En el cuento ‘La Orgía’, Germán Espinosa relata la historia de una pareja de la alta burguesía criolla que asiste a una comida de fin de año en unos elegantes aposentos bogotanos. Al principio, el evento no promete ser nada distinto a una velada de ‘buenas’ costumbres, es decir, plagada de superficialidad, pretensión y aburrimiento. Pero la noche toma un giro inesperado cuando Minelli, un mago y animador de tertulias, desafía las leyes de la gravedad burguesa realizando una hipnosis colectiva que da rienda suelta a los deseos inhibidos de los presentes. De repente, terminan unos burgueses encima de otros rindiendo homenaje al sustantivo que la obra lleva como título.
Traigo este cuento de Espinosa a colación por el escándalo que ha desatado un video en el que se ve al actual alcalde de Calima, Martín Mejía, bailando desnudo en una discoteca vallecaucana. Este ha causado semejante aquelarre que la Procuraduría de Margarita Cabello le ha abierto una investigación disciplinaria. Según el Ministerio Público, Mejía habría cometido “irregularidades” por “hechos de exhibicionismo” y habría demostrado una “conducta inapropiada” por “exhibir sus genitales mientras baila”. Como si fuera poco, en redes sociales, al alcalde no lo bajaron de “cochino”, “degenerado”, “viejo sin vergüenza” y de carecer de “principios morales”.
El veredicto sobre el evento es tan inequívoco como implacable: hemos llegado a semejantes niveles de moralismo y desprecio absoluto por nuestros propios cuerpos que no se nos ocurren más adjetivos para describir la desnudez que “cochino” y “degenerado”. Peor aún, hemos convertido la exposición de nuestros propios genitales en falta disciplinaria y conducta inapropiada. Más vergüenza que exhibir nuestros genitales nos debería dar el haber llegado a semejantes instancias como sociedad.
Tal puritanismo nos ha condenado a vivir dos vidas en simultaneo: una impostora que exhibimos en sociedad, la cual ajustamos a los más altos estándares de etiqueta, y otra, más genuina, donde depositamos nuestros verdaderos deseos y pensamientos que escondemos en una solitaria penumbra, lejos de los ojos de quienes nos rodean. ¡Somos impostores solitarios! De ahí que dependamos de todo tipo de sustancias para anestesiarnos el pudor y, como en la hipnosis de Minelli, sacar a relucir la versión genuina de nuestra existencia, que se ha vuelto cada vez más oscura por el trato que le hemos dado.
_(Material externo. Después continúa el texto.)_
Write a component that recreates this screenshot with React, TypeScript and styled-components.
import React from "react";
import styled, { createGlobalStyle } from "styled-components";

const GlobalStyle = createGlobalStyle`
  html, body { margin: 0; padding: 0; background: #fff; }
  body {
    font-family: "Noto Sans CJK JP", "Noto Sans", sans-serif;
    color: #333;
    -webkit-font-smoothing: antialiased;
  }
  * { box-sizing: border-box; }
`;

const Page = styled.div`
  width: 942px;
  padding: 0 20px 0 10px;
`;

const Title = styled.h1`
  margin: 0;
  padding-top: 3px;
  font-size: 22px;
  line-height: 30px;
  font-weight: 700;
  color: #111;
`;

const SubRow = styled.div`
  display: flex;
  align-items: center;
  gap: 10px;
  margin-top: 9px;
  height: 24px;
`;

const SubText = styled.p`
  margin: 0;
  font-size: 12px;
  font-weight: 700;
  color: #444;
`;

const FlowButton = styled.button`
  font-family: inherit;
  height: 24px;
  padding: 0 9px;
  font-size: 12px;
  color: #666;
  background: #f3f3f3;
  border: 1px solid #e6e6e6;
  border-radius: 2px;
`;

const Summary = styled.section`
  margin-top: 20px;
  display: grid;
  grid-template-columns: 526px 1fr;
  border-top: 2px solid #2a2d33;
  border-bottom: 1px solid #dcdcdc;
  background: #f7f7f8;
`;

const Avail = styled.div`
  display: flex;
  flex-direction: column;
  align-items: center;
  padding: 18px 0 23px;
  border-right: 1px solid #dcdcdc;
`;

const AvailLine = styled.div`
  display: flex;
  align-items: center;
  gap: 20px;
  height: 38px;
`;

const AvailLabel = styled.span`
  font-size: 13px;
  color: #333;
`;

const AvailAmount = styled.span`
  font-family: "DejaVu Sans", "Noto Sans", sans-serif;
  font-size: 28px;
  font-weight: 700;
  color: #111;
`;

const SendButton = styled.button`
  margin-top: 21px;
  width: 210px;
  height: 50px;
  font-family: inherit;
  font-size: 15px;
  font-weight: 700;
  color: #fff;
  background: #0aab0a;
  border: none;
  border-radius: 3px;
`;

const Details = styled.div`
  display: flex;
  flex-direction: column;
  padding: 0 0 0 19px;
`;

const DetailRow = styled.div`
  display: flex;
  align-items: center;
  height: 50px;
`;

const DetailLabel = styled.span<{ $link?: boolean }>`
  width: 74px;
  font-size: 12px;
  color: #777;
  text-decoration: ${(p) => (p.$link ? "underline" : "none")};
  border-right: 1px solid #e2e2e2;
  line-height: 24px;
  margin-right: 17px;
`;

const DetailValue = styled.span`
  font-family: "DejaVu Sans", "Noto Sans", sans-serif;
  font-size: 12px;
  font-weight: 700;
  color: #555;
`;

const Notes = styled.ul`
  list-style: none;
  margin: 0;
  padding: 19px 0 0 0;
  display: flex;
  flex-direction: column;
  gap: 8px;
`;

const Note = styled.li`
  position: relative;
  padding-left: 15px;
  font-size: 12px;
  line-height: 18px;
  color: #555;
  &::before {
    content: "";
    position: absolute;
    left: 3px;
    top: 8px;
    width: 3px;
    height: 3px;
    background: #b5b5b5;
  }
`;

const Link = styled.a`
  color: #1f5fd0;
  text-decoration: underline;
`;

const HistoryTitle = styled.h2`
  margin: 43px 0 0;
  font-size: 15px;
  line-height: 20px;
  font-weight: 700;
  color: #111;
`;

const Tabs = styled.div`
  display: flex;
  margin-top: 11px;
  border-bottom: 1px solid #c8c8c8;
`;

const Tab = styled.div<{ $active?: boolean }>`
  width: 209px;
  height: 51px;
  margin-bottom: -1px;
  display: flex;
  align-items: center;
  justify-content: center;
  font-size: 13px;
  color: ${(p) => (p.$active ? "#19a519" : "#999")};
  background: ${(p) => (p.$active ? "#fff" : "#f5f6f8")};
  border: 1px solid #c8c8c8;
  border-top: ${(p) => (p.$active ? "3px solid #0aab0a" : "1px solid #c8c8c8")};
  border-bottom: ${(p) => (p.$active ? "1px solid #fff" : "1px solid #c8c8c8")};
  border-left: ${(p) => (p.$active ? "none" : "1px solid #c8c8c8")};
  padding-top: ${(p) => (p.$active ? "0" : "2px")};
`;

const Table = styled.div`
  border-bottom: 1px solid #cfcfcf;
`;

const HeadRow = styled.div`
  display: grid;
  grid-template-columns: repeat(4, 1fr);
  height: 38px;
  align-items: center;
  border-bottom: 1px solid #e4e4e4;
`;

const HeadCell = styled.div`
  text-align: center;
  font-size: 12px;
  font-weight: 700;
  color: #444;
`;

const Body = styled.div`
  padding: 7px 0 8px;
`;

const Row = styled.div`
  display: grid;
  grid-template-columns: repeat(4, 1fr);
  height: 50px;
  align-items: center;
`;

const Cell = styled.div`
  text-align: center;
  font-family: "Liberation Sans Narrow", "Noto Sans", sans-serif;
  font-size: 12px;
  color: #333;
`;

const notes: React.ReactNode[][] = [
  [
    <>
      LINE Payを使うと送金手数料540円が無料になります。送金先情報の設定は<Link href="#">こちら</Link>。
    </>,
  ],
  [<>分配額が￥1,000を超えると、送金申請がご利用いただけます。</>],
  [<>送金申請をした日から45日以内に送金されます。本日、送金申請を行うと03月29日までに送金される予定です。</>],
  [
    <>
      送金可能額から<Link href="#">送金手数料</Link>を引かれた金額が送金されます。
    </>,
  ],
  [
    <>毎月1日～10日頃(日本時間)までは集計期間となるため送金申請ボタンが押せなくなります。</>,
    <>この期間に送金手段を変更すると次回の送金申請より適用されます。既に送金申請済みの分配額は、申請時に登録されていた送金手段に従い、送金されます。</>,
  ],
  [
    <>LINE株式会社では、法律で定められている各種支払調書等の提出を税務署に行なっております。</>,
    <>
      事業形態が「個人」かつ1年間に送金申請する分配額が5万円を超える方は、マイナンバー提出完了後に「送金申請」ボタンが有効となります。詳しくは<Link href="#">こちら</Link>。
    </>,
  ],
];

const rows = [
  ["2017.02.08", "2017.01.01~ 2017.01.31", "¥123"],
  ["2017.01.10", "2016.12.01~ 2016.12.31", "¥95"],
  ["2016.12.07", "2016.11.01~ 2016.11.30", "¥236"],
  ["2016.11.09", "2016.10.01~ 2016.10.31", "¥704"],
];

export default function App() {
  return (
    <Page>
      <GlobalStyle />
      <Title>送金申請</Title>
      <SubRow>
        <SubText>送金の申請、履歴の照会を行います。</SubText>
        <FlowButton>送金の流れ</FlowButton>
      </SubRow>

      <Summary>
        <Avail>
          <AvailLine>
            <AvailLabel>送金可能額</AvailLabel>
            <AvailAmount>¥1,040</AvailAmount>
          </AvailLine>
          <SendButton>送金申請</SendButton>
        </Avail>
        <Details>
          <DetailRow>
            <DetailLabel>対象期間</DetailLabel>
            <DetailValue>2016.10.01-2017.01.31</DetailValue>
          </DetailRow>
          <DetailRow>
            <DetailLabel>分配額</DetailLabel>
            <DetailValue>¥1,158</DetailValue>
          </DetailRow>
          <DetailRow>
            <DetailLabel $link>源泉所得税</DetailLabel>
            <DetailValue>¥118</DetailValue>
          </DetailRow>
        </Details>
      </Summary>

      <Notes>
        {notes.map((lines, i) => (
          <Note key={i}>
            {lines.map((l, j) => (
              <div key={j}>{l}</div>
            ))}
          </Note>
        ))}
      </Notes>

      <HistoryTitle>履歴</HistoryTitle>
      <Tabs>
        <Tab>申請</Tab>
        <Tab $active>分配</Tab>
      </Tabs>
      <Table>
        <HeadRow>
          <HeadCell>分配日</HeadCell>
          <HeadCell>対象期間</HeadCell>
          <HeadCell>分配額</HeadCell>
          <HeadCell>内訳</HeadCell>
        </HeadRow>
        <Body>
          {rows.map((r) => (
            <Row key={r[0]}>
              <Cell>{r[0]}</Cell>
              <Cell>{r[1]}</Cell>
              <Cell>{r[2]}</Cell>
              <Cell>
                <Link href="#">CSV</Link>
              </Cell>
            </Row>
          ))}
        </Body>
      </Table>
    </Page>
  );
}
Por supuesto que no se trata de defender al alcalde vallecaucano, quien me tiene sin cuidado. Se trata de insistir en la oscuridad, la soledad y la impostura a la que nos hemos sentenciado tratando nuestros propios cuerpos y deseos con tanto desprecio. Será imposible, como bien señalaba Hannah Arendt, construir sociedades justas si seguimos siendo impostores con nosotros mismos. Por lo demás, de lo que se trata la democracia es de construir sociedades humanas gobernadas por humanos; del autogobierno. No de que nuestros representantes políticos sean faros morales ni exhiban conductas éticas sobrenaturales. Ese modelo se llamó monarquía y en buena hora lo desechamos. A la postre, sancionar moral y disciplinariamente la exposición de los genitales es muestra del grado de aversión propia al que hemos llegado.
Y hablando de sanciones disciplinarias, la Procuradora parece no contentarse con haber destituido de manera antidemocrática, durante las elecciones, al alcalde que más incomoda al sector político que la puso en el poder, ni con extralimitarse en sus funciones emitiendo una opinión política al describir la reforma laboral como un pliego sindicalista ni con presuntamente haberse reunido con un sector político para que se declarara en oposición. Ahora le suma a su legado la persecución de la desnudez. ¿Dónde está el mago Minelli cuando lo necesitamos?